Q: If what we care about is computing solutions to difficult real world problems, in what way is this a meaningful milestone?

Well I don't want to answer for him but you could make the same point with the airplane:

The first flight was 2 people in a plane that lasted very short. I could have ridden my horse more quickly over that distance! How is this a meaningful milestone?!

Well.. it demonstrates something that cannot be done on a horse (classical computer) but that can be done with a plane (quantum computer).

Is the application useful today? Probably not. But that shouldn't discourage anyone.
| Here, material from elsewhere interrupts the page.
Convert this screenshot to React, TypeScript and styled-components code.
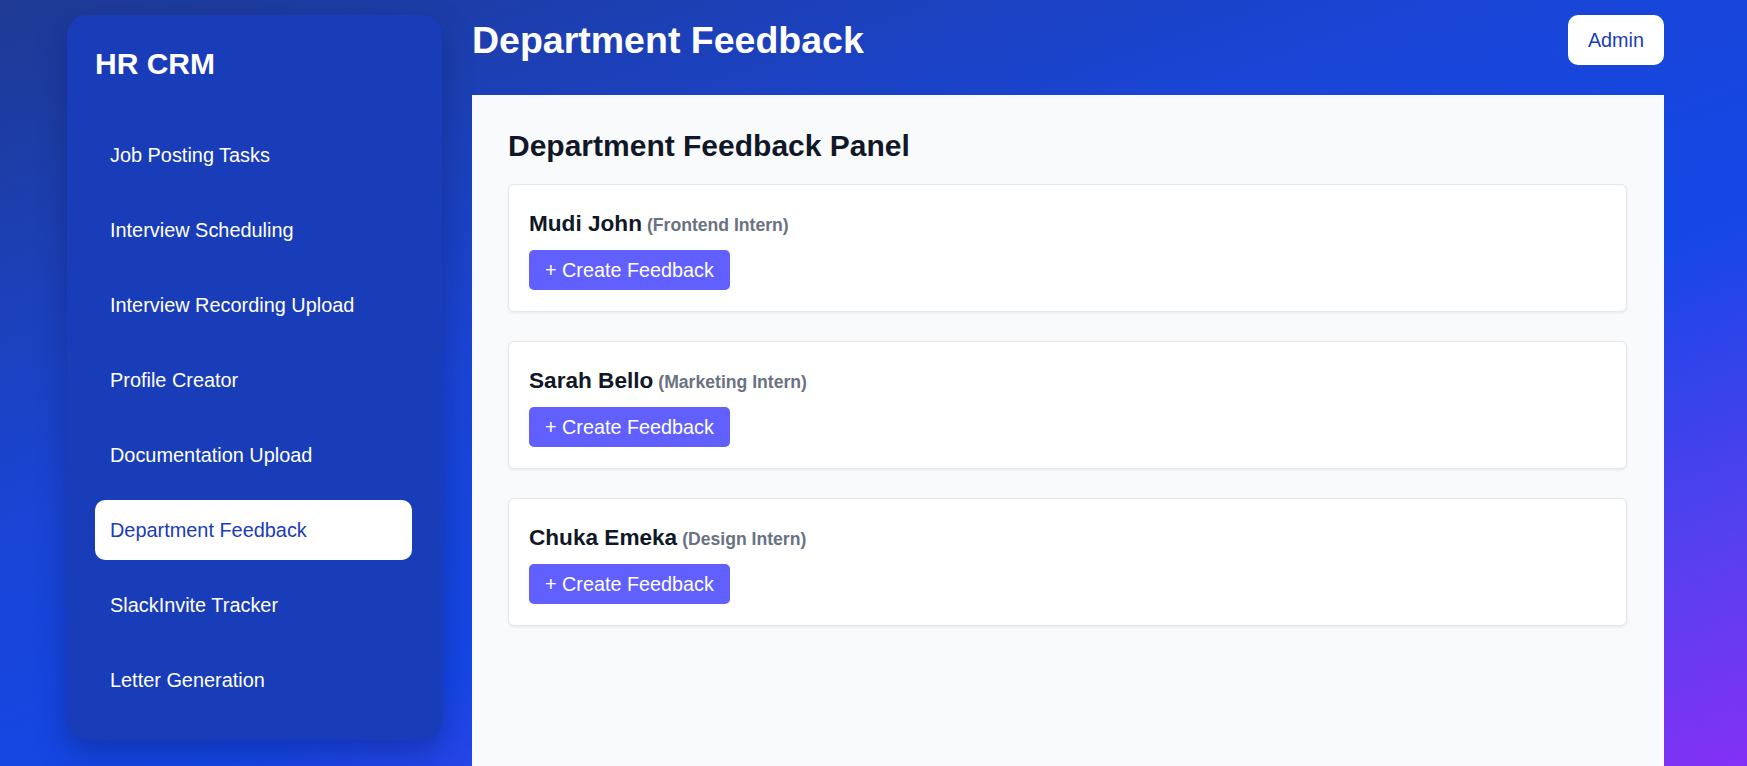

> But comparing it to manned flight or the first nuclear reactor (...) this experiment changes very little as to how probable it is that we will soon have useful quantum computers, or even that we will ever have them.

Not a lot of people directly own & operate their own airplane, let alone a nuclear reactor, and yet both have had a significant impact on modern life. As for this experiment & QC, only time will tell of course.

I think you misinterpreted "we will ever have them" part. bjornsing is not talking about whether there will be personal quantum computers. It is about whether there will be useful quantum computers at all. That is still open, for example because of issues related to quantum error correction.
> This experiment changes very little as to how probable it is that we will soon have useful quantum computers, or even that we will ever have them.

I completely agree with this statement. This is mainly about Extended Church-Turing Thesis.

The claim here is that they're about to demonstrate QC on a specific hard sampling problem , where one small quantum computer will produce a result in minutes that takes a months on a big cluster of classical computers.

That is still clearly quantum supremacy, even if Shor's algorithm is not yet implementable.